Btrfs is a copy-on-write (CoW) filesystem for Linux aimed at implementing advanced features while focusing on fault tolerance, repair, and easy administration. Jointly developed at Oracle, Red Hat, Fujitsu, Intel, SUSE, STRATO, and many others, btrfs is licensed under the GPL and open for contribution from anyone.

Features[edit | edit source]

Ext4 is safe and stable and can handle large filesystems with extents, but why switch? While it is true that Btrfs is still considered experimental and is growing in stability, the time when Btrfs will become the default filesystem for Linux systems is getting closer. Some Linux distributions have already begun to switch to it with their current releases. Btrfs has a number of advanced features in common with ZFS, which is what made the ZFS filesystem popular with BSD distributions and NAS devices.

  • Copy on Write (CoW) and snapshotting - Make incremental backups painless even from a "hot" filesystem or virtual machine (VM).
  • File level checksums - Metadata for each file includes a checksum that is used to detect and repair errors.
  • Compression - Files may be compressed and decompressed on the fly, which speeds up read performance.
  • Auto defragmentation - The filesystems are tuned by a background thread while they are in use.
  • Subvolumes - Filesystems can share a single pool of space instead of being put into their own partitions.
  • RAID - Btrfs does its own RAID implementations so LVM or mdadm are not required in to have RAID. Currently RAID 0, 1 and 10 are supported; RAID 5 and 6 are considered unstable.
  • Partitions are optional - While Btrfs can work with partitions, it has the potential to use raw devices (/dev/<device>) directly.
  • Data deduplication - There is limited data deduplication support; however, deduplication will eventually become a standard feature in Btrfs. This enables Btrfs to save space by comparing files via binary diffs.
Tip
For an up-to-date and somewhat exhaustive listing of features see the upstream wiki's status page. Not all features are sufficiently mature for wide use though.

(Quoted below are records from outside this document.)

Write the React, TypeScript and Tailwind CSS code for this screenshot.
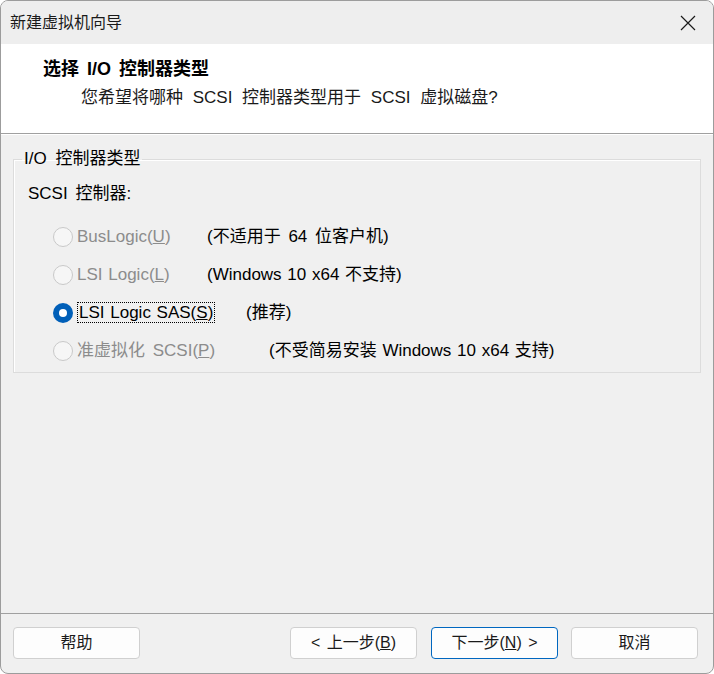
import React from "react";

const font = "font-['Liberation_Sans','Noto_Sans_CJK_SC',sans-serif]";

function Radio({ checked, disabled }: { checked?: boolean; disabled?: boolean }) {
  if (checked) {
    return (
      <span className="flex h-[20px] w-[20px] items-center justify-center rounded-full bg-[#005fb8]">
        <span className="h-[8px] w-[8px] rounded-full bg-white" />
      </span>
    );
  }
  return (
    <span
      className={
        disabled
          ? "h-[20px] w-[20px] rounded-full border border-[#c9c9c9] bg-[#f6f6f6]"
          : "h-[20px] w-[20px] rounded-full border border-[#8a8a8a] bg-white"
      }
    />
  );
}

function Btn({ children, primary }: { children: React.ReactNode; primary?: boolean }) {
  return (
    <button
      className={
        primary
          ? "flex h-[32px] w-[127px] items-center justify-center rounded-[4px] border border-[#0067c0] bg-[#fdfdfd] text-[16px] text-[#1a1a1a] [word-spacing:2px]"
          : "flex h-[32px] w-[127px] items-center justify-center rounded-[4px] border border-[#d0d0d0] bg-[#fdfdfd] text-[16px] text-[#1a1a1a] [word-spacing:2px]"
      }
    >
      {children}
    </button>
  );
}

export default function App() {
  return (
    <div className={`${font} flex h-[674px] w-[714px] flex-col overflow-hidden rounded-[8px] border border-[#9c9c9c] bg-[#f0f0f0] text-black`}>
      {/* title bar */}
      <div className="flex h-[43px] items-center justify-between bg-[#eeeeee] pl-[9px] pr-[17px]">
        <span className="text-[16px] text-[#1a1a1a]">新建虚拟机向导</span>
        <svg width="16" height="16" viewBox="0 0 16 16" className="text-[#1a1a1a]">
          <path d="M1 1L15 15M15 1L1 15" stroke="currentColor" strokeWidth="1.2" fill="none" />
        </svg>
      </div>

      {/* header */}
      <div className="flex h-[90px] flex-col border-b border-[#a0a0a0] bg-white pl-[42px] pt-[12px]">
        <div className="text-[18px] font-bold leading-[26px] [word-spacing:3px]">选择 I/O 控制器类型</div>
        <div className="pl-[38px] pt-[2px] text-[17px] leading-[28px] text-[#1a1a1a] [word-spacing:5px]">
          您希望将哪种 SCSI 控制器类型用于 SCSI 虚拟磁盘?
        </div>
      </div>
      <div className="h-px bg-white" />

      {/* group box */}
      <div className="flex-1 px-[12px] pt-[14px]">
        <fieldset className="h-[224px] border border-[#dcdcdc] pl-[14px] text-[17px] shadow-[inset_1px_1px_0_#fff] [word-spacing:1px]">
          <legend className="ml-[-6px] px-[2px] leading-[20px] [word-spacing:4px]">I/O 控制器类型</legend>
          <div className="pt-[14px] leading-[22px] [word-spacing:3px]">SCSI 控制器:</div>
          <div className="mt-[13px] flex flex-col">
            <div className="flex h-[38px] items-center pl-[25px]">
              <Radio disabled />
              <span className="ml-[4px] w-[130px] text-[#8c8c8c]">
                BusLogic(<span className="underline">U</span>)
              </span>
              <span className="[word-spacing:3px]">(不适用于 64 位客户机)</span>
            </div>
            <div className="flex h-[38px] items-center pl-[25px]">
              <Radio disabled />
              <span className="ml-[4px] w-[130px] text-[#8c8c8c]">
                LSI Logic(<span className="underline">L</span>)
              </span>
              <span>(Windows 10 x64 不支持)</span>
            </div>
            <div className="flex h-[38px] items-center pl-[25px]">
              <Radio checked />
              <span className="ml-[4px] w-[169px]">
                <span className="border border-dotted border-black px-px">
                  LSI Logic SAS(<span className="underline">S</span>)
                </span>
              </span>
              <span>(推荐)</span>
            </div>
            <div className="flex h-[38px] items-center pl-[25px]">
              <Radio disabled />
              <span className="ml-[4px] w-[192px] text-[#8c8c8c] [word-spacing:3px]">
                准虚拟化 SCSI(<span className="underline">P</span>)
              </span>
              <span>(不受简易安装 Windows 10 x64 支持)</span>
            </div>
          </div>
        </fieldset>
      </div>

      {/* footer */}
      <div className="h-px bg-[#a0a0a0]" />
      <div className="flex h-[59px] items-start pt-[13px] pl-[12px] pr-[15px]">
        <Btn>帮助</Btn>
        <div className="ml-auto flex gap-[13px]">
          <div className="flex gap-[14px]">
            <Btn>
              &lt; 上一步(<span className="underline">B</span>)
            </Btn>
            <Btn primary>
              下一步(<span className="underline">N</span>) &gt;
            </Btn>
          </div>
          <Btn>取消</Btn>
        </div>
      </div>
    </div>
  );
}
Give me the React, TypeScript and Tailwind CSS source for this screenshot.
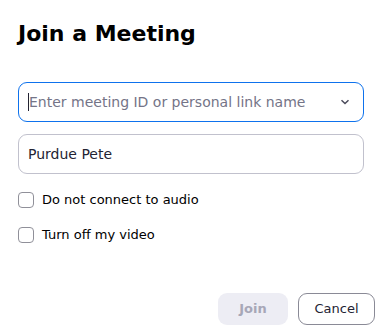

Down the road, new clustered filesystems will readily take advantage of Btrfs with its copy on write and other advanced features for their object stores. Ceph is one example of a clustered filesystem that looks very promising, and can take advantage of Btrfs.

Installation[edit | edit source]

Kernel[edit | edit source]

Activate the following kernel option to enable Btrfs support:

KERNEL Activate Btrfs in the kernel
File systems  --->
    <*> Btrfs filesystem

Emerge[edit | edit source]

The sys-fs/btrfs-progs package contains the utilities necessary to work with the Btrfs filesystem.

root #emerge --ask sys-fs/btrfs-progs

Usage[edit | edit source]

Typing long Btrfs commands can quickly become a hassle. Each command (besides the initial btrfs command) can be reduced to a very short set of instructions. This method is helpful when working from the command line to reduce the amount of characters typed.

For example, to defragment a filesystem located at /, the following shows the long command:

root #btrfs filesystem defragment -v /

Shorten each of the longer commands after the btrfs command by reducing them to their unique, shortest prefix. In this context, unique means that no other btrfs commands will match the command at the command's shortest length. The shortened version of the above command is:

root #btrfs fi de -v /

No other btrfs commands start with fi; filesystem is the only one. The same goes for the de sub-command under the filesystem command.

Creation[edit | edit source]

Warning
The mkfs.btrfs command irreversibly destroys any content of the partition it is told to format. Please be sure the correct drive and partition have been selected before running any mkfs command!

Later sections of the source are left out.